Does Grey Hair Matter?
There are all kinds of stereotypes about women who opt for adoption. The main two are likely that they’re very young and that they’re poor. There are similarly stereotypes about adoptive parents (read, mothers) like they’ve grappled with infertility and they are rich. Of course, none of these things are across the board true. Amongst the random things I learned about first or birth mothers is that the “average” age is twenties, not teens.
Amongst the things I worried about during the process of seeking a “match” with a birth mother was this: if I let my hair turn grey, would I appear too old to a birth mother? Would I be as old or older than a birth mother’s mother? That was absolutely a possibility.
The back-story on my hair: I had a few silver strands before I turned thirty. I colored it, first just a little over the glittering hairs and then my whole head of mottled dark and grey. As the area I had to cover grew so did the strength of the dye. By my early forties, I felt trapped: to color my hair was expensive, chemical-heavy, time consuming and an environmental faux pas. By my early forties, Al Gore lived on my shoulder, the economy was on a precipice, and I had three children, soon, I hoped, four. And I’m not much into primping or preening. I had no idea how I’d ended up in a salon on such a regular basis. I didn’t like the fact that I no longer really knew what my hair color actually was, mine, the one that wasn’t bottled up and squirted on my already colored hair.
Call this a moment of emotional and practical dissonance, which, I guess you could also make into a larger statement, since to have three children and want a fourth represents a meeting place of heart’s desire and practicality creating nothing short of a cacophony. Add to this the fact that when the hairdresser told me the smart idea was to create highlights to wean me from the color, think, fake salt and pepper, I balked; I thought it was a ploy to keep me in fake salt and pepper forevermore. Anyway, reason—and the colorist—lost that bid and off I went to spend many, many months in an awkward slide down of a silver line from the top of my scalp to the ends of my soon to be unprofessionally cut (by friends and babysitters and myself and now my husband) hair.
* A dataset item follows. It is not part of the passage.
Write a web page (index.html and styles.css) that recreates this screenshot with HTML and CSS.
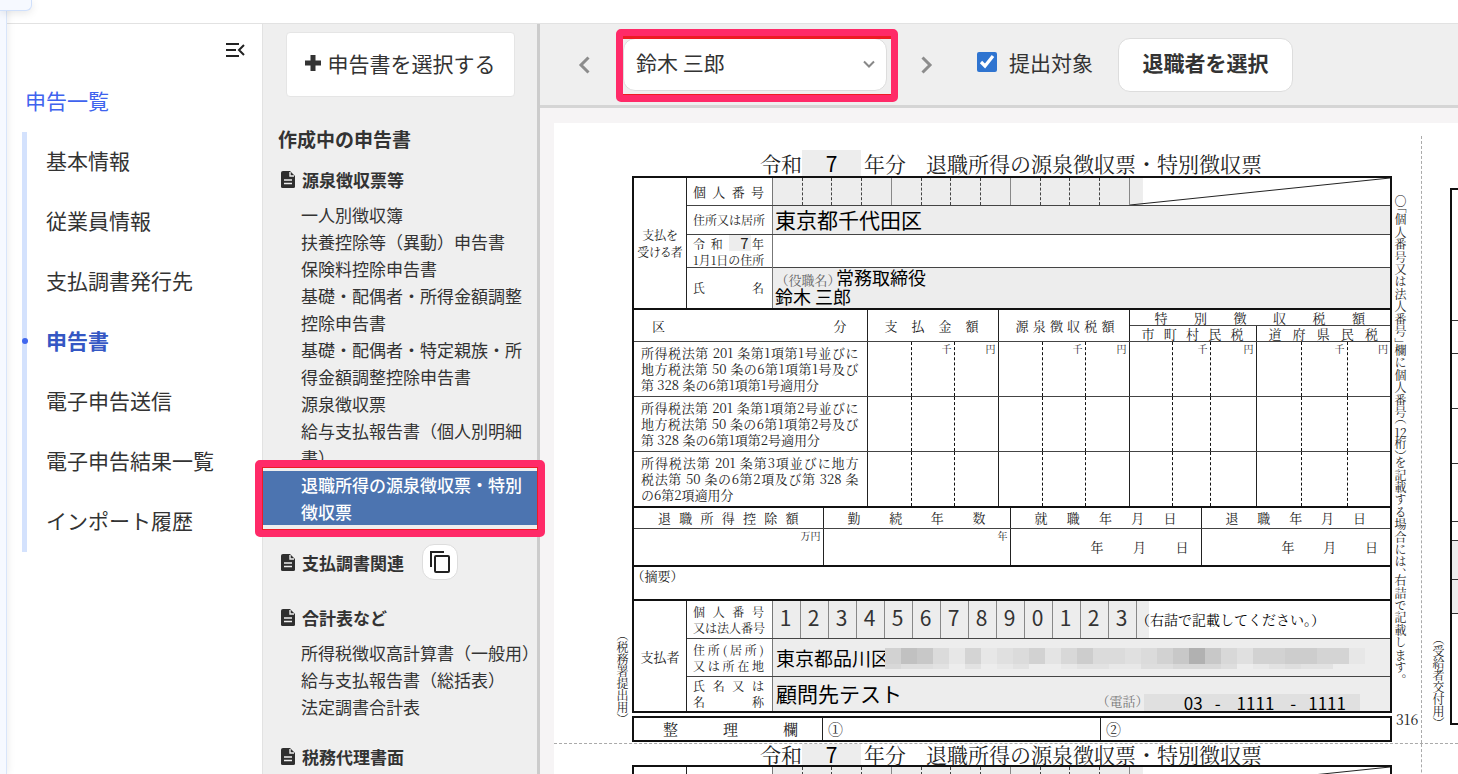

Take into consideration that the matching process is, by nature, stressful for everyone. Adoption, however positive it tends to be for the adoptive family, exists because there’s a crisis—a woman is pregnant and about to have a baby that for whatever reason or reasons, she will not raise. You can’t ignore that and you can’t, therefore, turn adoption into a stress-free experience. Every situation is just too loaded for absolute certainty or joy.
The decision about which family a birth mother chooses I’ve been told tends to be made in the gut. One friend told me that the birth mother to her first son said what cinched her wanting them was a photo of my friend and her husband taken in front of the Golden Gate Bridge. The birth mom had been to San Francisco and had fond feelings about the trip. She imagined her baby getting to go there, too.
I wondered what would click about us for “our” birth mother. The grey hair was a perfect flash point for all my anxieties about the process. So I worried about hints of grey or lots of grey, along with all the other stuff, like what if I were old enough to be my baby’s mother’s mother and what if no one wanted us?
The social worker in our agency met a birth mother she liked—for us. The social worker liked us—for her. It was kind of an arranged marriage scenario. Her instincts were right. In the end, the birth mother who chose us turned out to be in her forties. She wasn’t young enough to be my daughter nor was she unfamiliar with the process of accumulating grey hair. So, filed under unexpected good fortune, I add this: we are fortunate to be able to talk hair color and hot flashes and to kvell over our daughter.